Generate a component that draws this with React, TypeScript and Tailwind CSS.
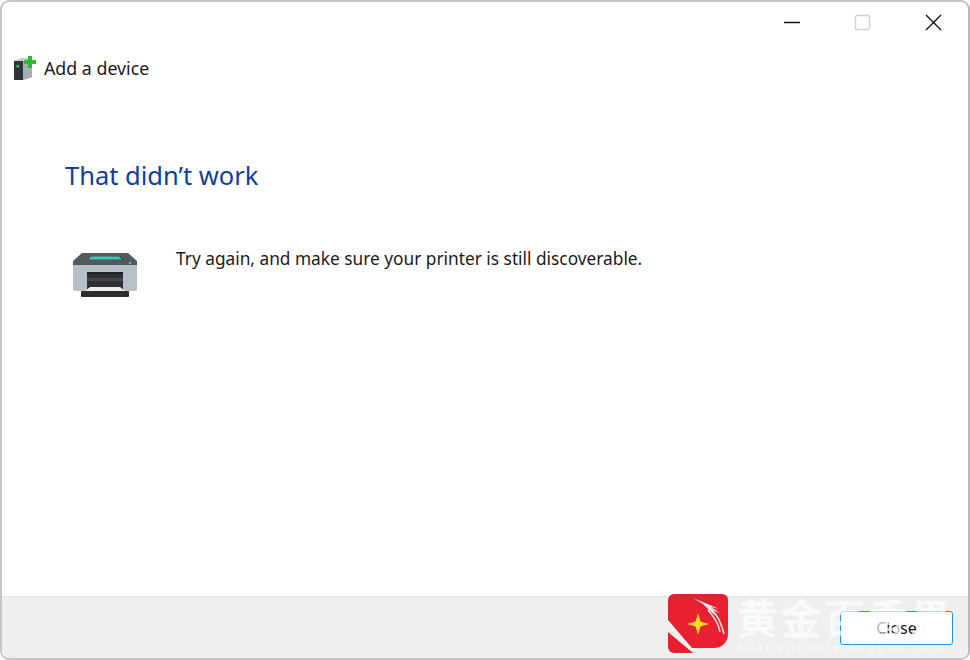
export default function App() {
  return (
    <div className="relative w-[970px] h-[660px] overflow-hidden bg-white font-['Noto_Sans',sans-serif]">
      <div className="flex flex-col w-full h-[660px] rounded-[9px] border-2 border-[#c4c6c8] border-r-[#b9bbbd] overflow-hidden bg-white">
        <div className="flex justify-end h-[38px] pr-[3px] text-[#1a1a1a]">
          <div className="flex items-center mt-[-2px]">
            <svg width="70" height="38" viewBox="0 0 70 38"><path d="M11 21.5h16" stroke="#111" strokeWidth="1.3" /></svg>
            <svg width="70" height="38" viewBox="0 0 70 38"><rect x="12.5" y="14.5" width="14" height="14" rx="2" fill="none" stroke="#d2d2d2" strokeWidth="1.4" /></svg>
            <svg width="52" height="38" viewBox="0 0 52 38"><path d="M13 14l15 15M28 14L13 29" stroke="#111" strokeWidth="1.4" /></svg>
          </div>
        </div>
        <div className="flex items-center h-[58px] pl-[11px] gap-[7px]">
          <svg width="24" height="26" viewBox="0 0 24 26">
            <path d="M1 5l8-3h10v19l-9 3H2a1 1 0 0 1-1-1z" fill="#8f9599" />
            <path d="M1 5l8-3h10l-8 3z" fill="#c9cdd0" />
            <path d="M1 5h9v19H2a1 1 0 0 1-1-1z" fill="#30333a" />
            <path d="M10 5h9v15l-9 4z" fill="#a9aeb2" />
            <rect x="3.5" y="9" width="2.5" height="2.5" fill="#27d04a" />
            <path d="M11 4h4V0h4v4h4v4h-4v4h-4V8h-4z" fill="#2cb92f" />
          </svg>
          <span className="text-[17.8px] leading-none text-[#1a1a1a]">Add a device</span>
        </div>
        <div className="flex-1 flex flex-col pl-[63px]">
          <h1 className="mt-[57px] text-[25.5px] leading-[40px] font-normal text-[#0f3e9e]">That didn’t work</h1>
          <div className="flex items-start mt-[51px]">
            <svg width="66" height="46" viewBox="0 0 66 46" className="mt-[6px] ml-[7px]">
              <path d="M10 1h46l9 8v5H1V9z" fill="#55595e" />
              <path d="M18 4h30l4 4H14z" fill="#44474c" />
              <path d="M19 4.5h28l3 3H16z" fill="#38c9b4" />
              <path d="M1 13h64v24a2 2 0 0 1-2 2H3a2 2 0 0 1-2-2z" fill="#b7bfc7" />
              <rect x="15" y="20" width="36" height="19" fill="#2e3033" />
              <rect x="15" y="26" width="36" height="3" fill="#45484b" />
              <rect x="15" y="20" width="36" height="2" fill="#1f2123" />
              <path d="M18 35h30l5 4H13z" fill="#ecece9" />
              <rect x="9" y="39" width="48" height="6" rx="1" fill="#2a2c2e" />
              <circle cx="58" cy="11" r="1.3" fill="#2ee04a" />
            </svg>
            <p className="ml-[38px] mt-[1px] text-[17.3px] leading-[24px] text-[#1a1a1a]">Try again, and make sure your printer is still discoverable.</p>
          </div>
        </div>
        <div className="flex justify-end items-center h-[62px] bg-[#efefef] border-t border-[#e4e4e4] pr-[15px]">
          <button className="w-[113px] h-[34px] rounded-[3px] border border-[#2f8fdc] bg-white text-[16px] text-[#111]">Close</button>
        </div>
      </div>

      <div className="absolute left-[668px] top-[594px] w-[60px] h-[60px]">
        <svg width="60" height="60" viewBox="0 0 60 60">
          <path d="M6 0h48a6 6 0 0 1 6 6v34c0 8-6 14-14 14H24L0 26V6a6 6 0 0 1 6-6z" fill="#e8202f" />
          <path d="M0 38l25 21H6a6 6 0 0 1-6-6z" fill="#e8202f" />
          <path d="M30 19l2.5 8.5L41 30l-8.5 2.5L30 41l-2.5-8.5L19 30l8.5-2.5z" fill="#ffd92a" />
          <path d="M25 4l12 5 14 6-8-2 9 6-8-3 8 9-10-8-7-7z" fill="#fbe9ea" />
          <path d="M43 15c7 7 11 16 13 25M40 16c7 8 11 15 12 22" stroke="#fbe9ea" strokeWidth="1.5" fill="none" />
        </svg>
      </div>
      <div className="absolute left-[736px] top-[593px] w-[224px] h-[62px] flex flex-col items-start pl-[1px] text-white/70">
        <span className="text-[41px] leading-[46px] font-bold whitespace-nowrap tracking-[2.4px] font-['Noto_Sans_CJK_SC',sans-serif]">黄金百香果</span>
        <span className="text-[10.5px] leading-[14px] tracking-[3.4px] whitespace-nowrap mt-[1px]">huangjinbaixiangguo.com</span>
      </div>
    </div>
  );
}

....

Task details: Omit pictures; set down the rest of the material word for word.

Exercise result:
Generate a component that draws this with React, TypeScript and Tailwind CSS.
export default function App() {
  return (
    <div className="relative w-[970px] h-[660px] overflow-hidden bg-white font-['Noto_Sans',sans-serif]">
      <div className="flex flex-col w-full h-[660px] rounded-[9px] border-2 border-[#c4c6c8] border-r-[#b9bbbd] overflow-hidden bg-white">
        <div className="flex justify-end h-[38px] pr-[3px] text-[#1a1a1a]">
          <div className="flex items-center mt-[-2px]">
            <svg width="70" height="38" viewBox="0 0 70 38"><path d="M11 21.5h16" stroke="#111" strokeWidth="1.3" /></svg>
            <svg width="70" height="38" viewBox="0 0 70 38"><rect x="12.5" y="14.5" width="14" height="14" rx="2" fill="none" stroke="#d2d2d2" strokeWidth="1.4" /></svg>
            <svg width="52" height="38" viewBox="0 0 52 38"><path d="M13 14l15 15M28 14L13 29" stroke="#111" strokeWidth="1.4" /></svg>
          </div>
        </div>
        <div className="flex items-center h-[58px] pl-[11px] gap-[7px]">
          <svg width="24" height="26" viewBox="0 0 24 26">
            <path d="M1 5l8-3h10v19l-9 3H2a1 1 0 0 1-1-1z" fill="#8f9599" />
            <path d="M1 5l8-3h10l-8 3z" fill="#c9cdd0" />
            <path d="M1 5h9v19H2a1 1 0 0 1-1-1z" fill="#30333a" />
            <path d="M10 5h9v15l-9 4z" fill="#a9aeb2" />
            <rect x="3.5" y="9" width="2.5" height="2.5" fill="#27d04a" />
            <path d="M11 4h4V0h4v4h4v4h-4v4h-4V8h-4z" fill="#2cb92f" />
          </svg>
          <span className="text-[17.8px] leading-none text-[#1a1a1a]">Add a device</span>
        </div>
        <div className="flex-1 flex flex-col pl-[63px]">
          <h1 className="mt-[57px] text-[25.5px] leading-[40px] font-normal text-[#0f3e9e]">That didn’t work</h1>
          <div className="flex items-start mt-[51px]">
            <svg width="66" height="46" viewBox="0 0 66 46" className="mt-[6px] ml-[7px]">
              <path d="M10 1h46l9 8v5H1V9z" fill="#55595e" />
              <path d="M18 4h30l4 4H14z" fill="#44474c" />
              <path d="M19 4.5h28l3 3H16z" fill="#38c9b4" />
              <path d="M1 13h64v24a2 2 0 0 1-2 2H3a2 2 0 0 1-2-2z" fill="#b7bfc7" />
              <rect x="15" y="20" width="36" height="19" fill="#2e3033" />
              <rect x="15" y="26" width="36" height="3" fill="#45484b" />
              <rect x="15" y="20" width="36" height="2" fill="#1f2123" />
              <path d="M18 35h30l5 4H13z" fill="#ecece9" />
              <rect x="9" y="39" width="48" height="6" rx="1" fill="#2a2c2e" />
              <circle cx="58" cy="11" r="1.3" fill="#2ee04a" />
            </svg>
            <p className="ml-[38px] mt-[1px] text-[17.3px] leading-[24px] text-[#1a1a1a]">Try again, and make sure your printer is still discoverable.</p>
          </div>
        </div>
        <div className="flex justify-end items-center h-[62px] bg-[#efefef] border-t border-[#e4e4e4] pr-[15px]">
          <button className="w-[113px] h-[34px] rounded-[3px] border border-[#2f8fdc] bg-white text-[16px] text-[#111]">Close</button>
        </div>
      </div>

      <div className="absolute left-[668px] top-[594px] w-[60px] h-[60px]">
        <svg width="60" height="60" viewBox="0 0 60 60">
          <path d="M6 0h48a6 6 0 0 1 6 6v34c0 8-6 14-14 14H24L0 26V6a6 6 0 0 1 6-6z" fill="#e8202f" />
          <path d="M0 38l25 21H6a6 6 0 0 1-6-6z" fill="#e8202f" />
          <path d="M30 19l2.5 8.5L41 30l-8.5 2.5L30 41l-2.5-8.5L19 30l8.5-2.5z" fill="#ffd92a" />
          <path d="M25 4l12 5 14 6-8-2 9 6-8-3 8 9-10-8-7-7z" fill="#fbe9ea" />
          <path d="M43 15c7 7 11 16 13 25M40 16c7 8 11 15 12 22" stroke="#fbe9ea" strokeWidth="1.5" fill="none" />
        </svg>
      </div>
      <div className="absolute left-[736px] top-[593px] w-[224px] h-[62px] flex flex-col items-start pl-[1px] text-white/70">
        <span className="text-[41px] leading-[46px] font-bold whitespace-nowrap tracking-[2.4px] font-['Noto_Sans_CJK_SC',sans-serif]">黄金百香果</span>
        <span className="text-[10.5px] leading-[14px] tracking-[3.4px] whitespace-nowrap mt-[1px]">huangjinbaixiangguo.com</span>
      </div>
    </div>
  );
}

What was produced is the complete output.